A HYBRID METHOD FOR ESTIMATING THE INELASTIC RESPONSE SPECTRUM DUE TO DETERMINATION OF TARGET DISPLACEMENT USING THE N2 METHOD

In recent years, nonlinear static analysis (pushover) has been rapidly developed. Simplicity, speed and ease of interpretation of results are some advantages of this method, rather than the nonlinear dynamic analysis procedure, as the most accurate method for seismic analysis. Target displacement or performance point is a fundamental component of each nonlinear static analysis, where displacements and stresses of structures are evaluated. The N2 method is a well-known procedure for determination of the performance point, by which, target displacement is determined through intersecting the capacity curve and corresponding inelastic response spectrum, using a trial and error method. In this procedure, determination of the inelastic response spectrum is an important problem. To achieve an easy and quick analysis in the seismic design of structures, using the concept of a spectrum is common. A response spectrum is a simple plot of the peak or steady-state response (displacement, velocity or acceleration) of a series of SDOF systems with various natural frequencies that are forced into motion by the same base vibration. This concept fairly estimates the characteristics of ground motion and maximum amounts of displacement, velocity and acceleration due to an earthquake.
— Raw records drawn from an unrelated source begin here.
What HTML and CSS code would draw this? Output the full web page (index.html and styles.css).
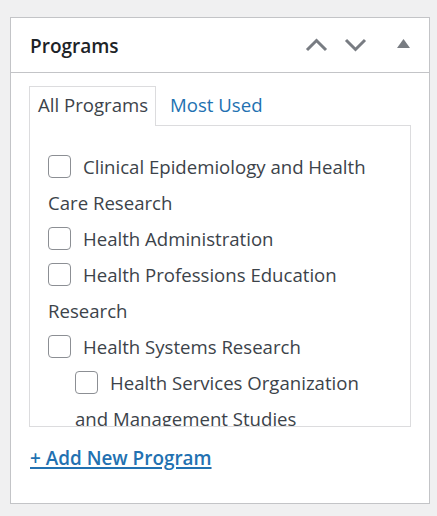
FILE: index.html
```html
<!DOCTYPE html>
<html>
<head>
<meta charset="utf-8">
<link rel="stylesheet" href="styles.css">
</head>
<body>
<div class="page">
  <div class="postbox">
    <div class="postbox-header">
      <h2 class="title">Programs</h2>
      <div class="actions">
        <span class="btn btn-up"><svg width="23" height="14" viewBox="0 0 23 14"><polyline points="2,12 11.5,2.5 21,12" fill="none" stroke="#787c82" stroke-width="3"/></svg></span>
        <span class="btn btn-down"><svg width="23" height="14" viewBox="0 0 23 14"><polyline points="2,2 11.5,11.5 21,2" fill="none" stroke="#787c82" stroke-width="3"/></svg></span>
        <span class="btn btn-toggle"><svg width="13" height="9" viewBox="0 0 13 9"><polygon points="0,9 6.5,0 13,9" fill="#787c82"/></svg></span>
      </div>
    </div>
    <div class="inside">
      <ul class="tabs">
        <li class="tab active">All Programs</li>
        <li class="tab"><a href="#">Most Used</a></li>
      </ul>
      <div class="panel">
        <ul class="checklist">
          <li><label><input type="checkbox" class="cb">Clinical Epidemiology and Health Care Research</label></li>
          <li><label><input type="checkbox" class="cb">Health Administration</label></li>
          <li><label><input type="checkbox" class="cb">Health Professions Education Research</label></li>
          <li><label><input type="checkbox" class="cb">Health Systems Research</label>
            <ul class="children">
              <li><label><input type="checkbox" class="cb">Health Services Organization and Management Studies</label></li>
            </ul>
          </li>
        </ul>
      </div>
      <p class="add"><a href="#">+ Add New Program</a></p>
    </div>
  </div>
</div>
</body>
</html>
```

FILE: styles.css
```css
html, body {
  margin: 0;
  background: #f0f0f1;
  font-family: "Open Sans", "Noto Sans", sans-serif;
}
.page {
  padding: 17px 7px 0 10px;
}
.postbox {
  background: #fff;
  border: 1px solid #c3c4c7;
  height: 487px;
  box-sizing: border-box;
}
.postbox-header {
  height: 55px;
  box-sizing: border-box;
  border-bottom: 1px solid #c3c4c7;
  display: flex;
  align-items: center;
  padding: 0 19px 0 19px;
}
.title {
  margin: 0;
  flex: 1;
  font-size: 19px;
  font-weight: 600;
  color: #1d2327;
  padding-top: 2px;
}
.actions {
  display: flex;
  align-items: center;
}
.btn {
  display: flex;
}
.btn-down {
  margin-left: 16px;
}
.btn-toggle {
  margin-left: 30px;
  margin-top: -4px;
}
.inside {
  padding: 13px 18px 0 18px;
}
.tabs {
  list-style: none;
  margin: 0;
  padding: 0;
  display: flex;
}
.tab {
  position: relative;
  font-size: 18.6px;
  line-height: 35px;
  padding: 0 7px 4px 8px;
  border: 1px solid transparent;
  border-bottom: none;
  margin-bottom: -1px;
  color: #3c434a;
}
.tab.active {
  border-color: #dcdcde;
  background: #fff;
}
.tab a {
  color: #2271b1;
  text-decoration: none;
}
.tab + .tab {
  margin-left: 5px;
}
.panel {
  border: 1px solid #dcdcde;
  height: 302px;
  box-sizing: border-box;
  overflow: hidden;
  padding: 23px 30px 0 18px;
}
.checklist, .children {
  list-style: none;
  margin: 0;
  padding: 0;
}
.checklist li {
  font-size: 18.6px;
  line-height: 36px;
  color: #3c434a;
}
.children {
  margin-left: 27px;
}
.cb {
  appearance: none;
  -webkit-appearance: none;
  width: 23px;
  height: 23px;
  box-sizing: border-box;
  border: 1px solid #8c8f94;
  border-radius: 4px;
  background: #fff;
  margin: 0 12px 0 0;
  vertical-align: -4px;
}
.add {
  margin: 13px 0 0 1px;
  font-size: 18.9px;
  line-height: 36px;
  font-weight: 600;
}
.add a {
  color: #2271b1;
  text-decoration: underline;
  text-decoration-thickness: 2px;
  text-underline-offset: 2px;
}
```
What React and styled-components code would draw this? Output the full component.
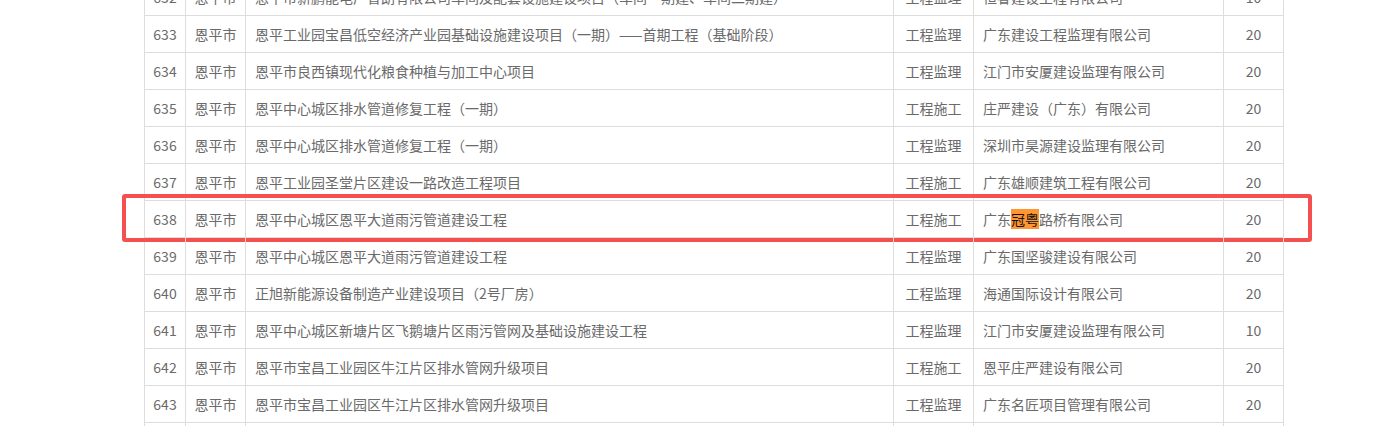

Since, in severe ground motions, structures experience deformations beyond the elastic range, the inelastic spectrum is utilized to account for the inelastic behavior. The shape and magnitude of inelastic response spectra are dependent on the period and damping characteristics of the structure, the hysteresis behavior of used material and some seismic parameters, such as soil condition, earthquake magnitude and epicenter distance. In this paper, with regard to existing equations for determination of the inelastic response spectrum, a combinatory approximate method, based on soil condition and the ductility ratio period of the structure, is developed, by which the inelastic response spectrum is estimated using the elastic design response spectrum. Using this inelastic response spectrum, the target displacement of regular systems is estimated with admirable accuracy.